OSTemp file location
macOS/var/folders/.../sql-splitter-<pid>.duckdb (via $TMPDIR)
Linux/tmp/sql-splitter-<pid>.duckdb
Windows%TEMP%\sql-splitter-<pid>.duckdb (e.g., C:\Users\<user>\AppData\Local\Temp\...)

Caching (--cache): Saves the imported database persistently for fast repeated queries. Cache files are stored in your platform’s cache directory and persist until you run --clear-cache:

OSCache directory
macOS~/Library/Caches/sql-splitter/duckdb/
Linux~/.cache/sql-splitter/duckdb/
Windows%LOCALAPPDATA%\sql-splitter\duckdb\ (e.g., C:\Users\<user>\AppData\Local\sql-splitter\duckdb\)

Cache files are named <hash>.duckdb where the hash is based on the dump file’s path, size, and modification time. If the source dump changes, a new cache is created automatically.

Terminal window
sql-splitter query <INPUT> [QUERY] [OPTIONS]
Terminal window
# Count rows in a table
sql-splitter query dump.sql "SELECT COUNT(*) FROM users"
# Filter and inspect data
sql-splitter query dump.sql "SELECT * FROM orders WHERE total > 100"
# Join across tables
sql-splitter query dump.sql "SELECT u.name, COUNT(o.id) FROM users u JOIN orders o ON u.id = o.user_id GROUP BY u.name"

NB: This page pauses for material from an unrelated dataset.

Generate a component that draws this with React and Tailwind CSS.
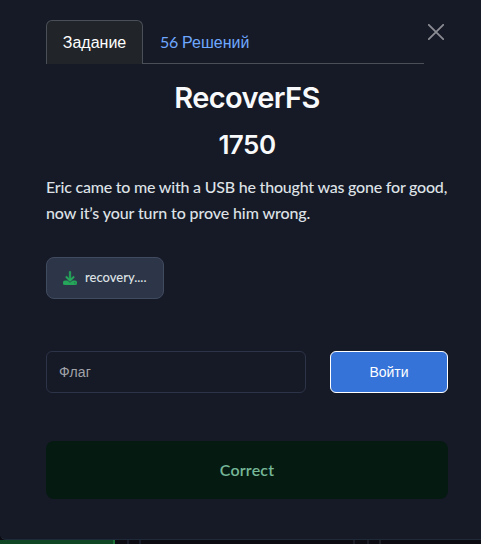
function Tabs() {
  return (
    <div className="mr-6 flex h-11 border-b border-[#495057]">
      <div className="h-11 w-[97px] rounded-t-md border border-b-0 border-[#495057] bg-[#212529] pt-[10px] text-center font-['Liberation_Sans',sans-serif] text-[16px] leading-6 text-white">
        Задание
      </div>
      <div className="pl-[17px] pt-[10px] font-['Liberation_Sans',sans-serif] text-[16px] leading-6 text-[#6ea8fe]">
        <span className="font-['Lato',sans-serif] tracking-[-0.2px]">56 </span>Решений
      </div>
    </div>
  );
}

function CloseIcon() {
  return (
    <svg className="absolute right-[37px] top-6 size-4" viewBox="0 0 16 16" fill="none" stroke="#8b8c93" strokeWidth="1.8" strokeLinecap="round">
      <path d="M.8.8l14.4 14.4M15.2.8L.8 15.2" />
    </svg>
  );
}

function DownloadIcon() {
  return (
    <svg className="size-[14px] shrink-0" viewBox="0 0 512 512">
      <path
        fill="#26a65b"
        stroke="#26a65b"
        strokeWidth="14"
        d="M288 32c0-17.7-14.3-32-32-32s-32 14.3-32 32v242.700l-73.400-73.400c-12.500-12.500-32.800-12.500-45.300 0s-12.500 32.800 0 45.300l128 128c12.500 12.500 32.800 12.500 45.300 0l128-128c12.500-12.500 12.500-32.800 0-45.300s-32.800-12.500-45.300 0L288 274.700V32zM64 352c-35.300 0-64 28.700-64 64v32c0 35.300 28.700 64 64 64h384c35.300 0 64-28.700 64-64v-32c0-35.300-28.700-64-64-64H346.500l-45.300 45.300c-25 25-65.500 25-90.500 0L165.500 352H64zm368 56a24 24 0 1 1 0 48 24 24 0 1 1 0-48z"
      />
    </svg>
  );
}

export default function App() {
  return (
    <div className="flex h-[544px] w-[481px] flex-col overflow-hidden bg-[#0b0b11]">
      <div className="relative h-[540px] shrink-0 rounded-bl-md border-b border-[#1e2a38] bg-[#161926] pl-[46px] pr-[33px] pt-5 font-['Lato',sans-serif]">
        <CloseIcon />
        <Tabs />
        <h2 className="mt-[16px] text-center font-['Inter',sans-serif] text-[29px] font-semibold leading-9 tracking-[-0.65px] text-[#f8f9fa]">
          RecoverFS
        </h2>
        <h3 className="mt-[11px] text-center font-['Inter',sans-serif] text-[26px] font-semibold leading-9 tracking-[-0.5px] text-[#f8f9fa]">
          1750
        </h3>
        <p className="mt-[11px] whitespace-nowrap text-[16px] font-medium leading-[26px] text-[#dee2e6]">
          <span className="tracking-[-0.21px]">Eric came to me with a USB he thought was gone for good,</span>
          <br />
          <span className="tracking-[-0.1px]">now it’s your turn to prove him wrong.</span>
        </p>
        <button className="mt-[31px] flex h-[42px] w-[118px] items-center gap-2 rounded-lg border border-[#414b60] bg-[#2d3648] pl-4 text-[13px] font-medium text-[#dee2e6]">
          <DownloadIcon />
          <span>recovery....</span>
        </button>
        <div className="mt-[52px] flex gap-6 font-['Liberation_Sans',sans-serif] text-[14px]">
          <input
            className="h-[42px] w-[260px] rounded-md border border-[#2d3448] bg-transparent px-3 tracking-[0.2px] placeholder:text-[#a1a3a9]"
            placeholder="Флаг"
          />
          <button className="h-[42px] w-[118px] rounded-md border border-white bg-[#3573d9] text-white">Войти</button>
        </div>
        <div className="mt-12 flex h-[58px] items-center justify-center rounded-lg bg-[#051b11] text-[16px] font-semibold tracking-[0.2px] text-[#75b798]">
          Correct
        </div>
      </div>
      <div className="flex h-1 shrink-0">
        <div className="w-[115px] border-r-2 border-[#1b7038] bg-[#0f4623]" />
        <div className="ml-3 w-[14px] border-x-2 border-[#191d2b]" />
        <div className="ml-[212px] w-[16px] border-x-2 border-[#1a1d26]" />
        <div className="ml-[10px] w-[2px] bg-[#1e2027]" />
      </div>
    </div>
  );
}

Use -f to choose the output format and -o to write to a file:

Terminal window
# Export to CSV for spreadsheet analysis
sql-splitter query dump.sql "SELECT * FROM users" -o users.csv -f csv
# Export to JSON for downstream tooling
sql-splitter query dump.sql "SELECT * FROM orders WHERE status = 'pending'" -f json
# Stream JSON Lines for large result sets (one JSON object per line)
sql-splitter query dump.sql "SELECT * FROM events" -f jsonl

When you don’t know what you’re looking for yet, use the REPL:

Terminal window
sql-splitter query dump.sql --interactive
Terminal window
# Large dumps: use disk storage instead of RAM
sql-splitter query huge.sql "SELECT ..." --disk
# Repeated queries: cache the imported database (400x faster on subsequent runs)
sql-splitter query dump.sql "SELECT COUNT(*) FROM users" --cache
sql-splitter query dump.sql "SELECT * FROM users WHERE active = 1" --cache # Uses cache
# Import only tables you need (faster import, less memory)
sql-splitter query dump.sql "SELECT * FROM orders" --tables orders,users
FlagShortDescriptionDefault
--format-fOutput format: table, json, jsonl, csv, tsvtable
--output-oWrite output to filestdout
--dialect-dSQL dialectauto-detect
--interactive-iStart interactive REPLfalse
--diskForce disk-based storage (auto-enabled for large dumps)false
--cacheCache imported database for faster repeated queriesfalse
--tablesOnly import specific tables (comma-separated)all
--memory-limitDuckDB memory limit (e.g., “4GB”)-
--timingShow query execution timefalse
--progressShow import progressfalse
--list-cacheList cached databases-
--clear-cacheClear all cached databases-

Note: Use --format json or --format jsonl for JSON output (not --json).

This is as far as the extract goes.